Based on your mobile device settings, when your mobile device is connected to the internet either: (a) the App will automatically download and install all available Updates; or (b) you may receive notice of or be prompted to download and install available Updates. In such event that your mobile device does not automatically download and install all available Updates, you agree to promptly download and install all Updates and acknowledge and agree that the App or portions thereof may not properly operate should you fail to do so. You give us permission to download and install Updates to the App on your device. This permission can be revoked at any time by deleting the App from your device. 

  1. We reserve the right, at our sole discretion, to update, change, modify, or replace any part of this Agreement by posting updates and changes on the Service. We may elect to notify you of such changes by mail, email, posting of a modified Agreement, or some other similar manner. However, it is your responsibility to check the Service regularly for changes to this Agreement. Your continued use of or access of the Service following the posting of any changes to this Agreement constitutes acceptance of those changes.
  2. Errors, Inaccuracies and Omissions.  Occasionally there may be information on the Service that contains typographical errors, inaccuracies, or omissions that may relate to the Service’ descriptions, information, materials, pricing, promotions, and offers. We reserve the right, without prior notice, to (i) correct any errors, inaccuracies, or omissions, and (ii) change or update information or cancel orders, if any information in the Service or on any related website is inaccurate at any time (including after you have submitted an order).

We undertake no obligation to update, amend, or clarify information in the Service or on any related website, including without limitation, pricing information, except as required by law. No specified update or refresh date applied in the Service or on any related website, should be taken to indicate that all information in the Service or on any related website has been modified or updated.

  1. User is Responsible for Equipment and Software to Connect to the Service. You must provide all equipment and software necessary to connect to the Service. You are solely responsible for any fees, including Internet connection or mobile fees, that you incur when accessing the Service.
  2. Governing Law. This Agreement and all disputes arising out of or relating to the Agreement shall be governed by, construed, and enforced in accordance with the laws of the State of New York in the United States, without regard to its conflict of laws principles. The Parties acknowledge and agree that any and all disputes will be resolved exclusively in a venue with appropriate jurisdiction in the State of New York. 
  3. Severability. In the event that any provision of this Agreement is determined to be unlawful, void, or unenforceable, such provision shall nonetheless be enforceable to the fullest extent permitted by applicable law, and the unenforceable portion shall be deemed to be severed from this Agreement, such determination shall not affect the validity and enforceability of any other remaining provisions.
  4. Waiver. No delay or omission by us in exercising any rights or remedies thereunder shall impair such right or remedy or be construed as a waiver of any such right or remedy. Any single or partial exercise of a right or remedy by us shall not preclude further exercise or any right or remedy by us. No waiver by us shall be valid unless in writing signed by us.
  5. Survival.  Upon termination, all provisions of this Agreement, which, by their nature, should survive termination, shall survive termination, including, without limitation, ownership provisions, warranty disclaimers, indemnification, and limitations of liability.
  6. Assignment. You may not assign this Agreement to any other party. We may assign this Agreement or delegate any or all of our rights and responsibilities under this Agreement to any third parties, without notice to you.
  7. Headings. The headings used in the Agreement are included for convenience only and will not limit or otherwise affect this Agreement.
  8. Usage Rules; Product Claims. Since you are downloading the App from an App Provider your use of the App may also be governed by usage rules which the App Provider may have established, and which relate to your use of the App (“Usage Rules”). In addition to the Usage Rules specified in this Section below, it is your responsibility to determine what other Usages Rules are applicable to your use of the App. You undertake to comply with all Usage Rules applicable to your use of the App and these are incorporated herein by reference.
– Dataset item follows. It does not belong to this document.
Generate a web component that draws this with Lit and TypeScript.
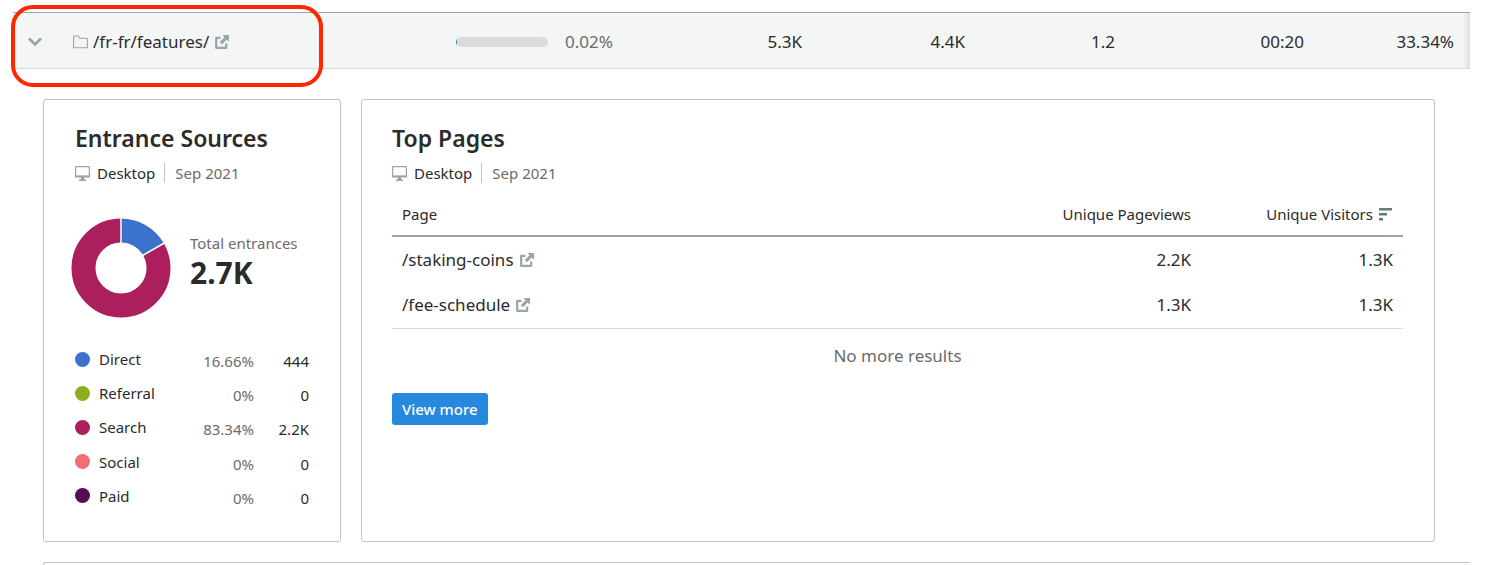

Where any terms set out under in this Agreement are less restrictive than, or otherwise are in conflict with, applicable terms of the App Providers (including Apple’s usage rules set forth in Apple’s App Store Agreement), the terms of the applicable App Provider will prevail. We acknowledge and you acknowledge and agree that the App Provider(s) (and the App Providers’ subsidiaries) are third party beneficiaries of this Agreement and that, upon your acceptance of this Agreement, they will have the right (and will be deemed to have accepted the right) to enforce this Agreement against you as a third-party beneficiary thereto.

If you accessed or downloaded the App from the Apple App Store, then you agree to use the App only: (1) on an Apple-branded product or device that runs iOS (Apple’s proprietary operating system software); and (2) as permitted by the “Usage Rules” set forth in Apple’s App Store Agreement.

Subject to the terms of this Agreement, if you accessed or downloaded the App from an App Provider, then you acknowledge and agree that:

  1. This Agreement is between you and Company, and not with any App Provider, and that, as between Company and the App Provider, Company, is solely responsible for the App.
  2. App Provider has no obligation to furnish any maintenance and support services with respect to the App.
  3. In the event of any failure of the App to conform to any applicable warranty, you may notify App Provider and App Provider will refund the purchase price for the App to you (if applicable) and, to the maximum extent permitted by applicable law, App Provider will have no other warranty obligation whatsoever with respect to the App. Any other claims, losses, liabilities, damages, costs, or expenses attributable to any failure of an App to conform to any warranty will be the sole responsibility of Company to the extent set forth in this Agreement.
  4. App Provider is not responsible for addressing any claims you have or any claims of any third party relating to the App or your possession and use of the App, including, but not limited to: (i) product liability claims; (ii) any claim that the App fails to conform to any applicable legal or regulatory requirement; and (iii) claims arising under consumer protection or similar legislation.
  5. In the event of any third-party claim that the App or your possession and use of the App infringes a third party’s intellectual property rights, to the extent required by this Agreement, Company will be solely responsible for the investigation, defense, settlement, and discharge of any such intellectual property infringement claim.
  6. You must also comply with all applicable third-party agreements when using the App.
  7. You agree to comply with all applicable U.S. and foreign export laws and regulations to ensure that neither the App nor any technical data related thereto, nor any direct product thereof is exported or re-exported directly or indirectly in violation of, or used for any purposes prohibited by, such laws and regulations. By using the App you represent and warrant that: (i) you are not located in a country that is subject to a U.S. Government embargo, or that has been designated by the U.S. Government as a “terrorist supporting” country; and (ii) you are not listed on any U.S. Government list of prohibited or restricted parties, including without limitation, the U.S. Treasury Department’s Specially Designated Nationals List or the U.S. Department of Commerce Denied Persons List or Entity List.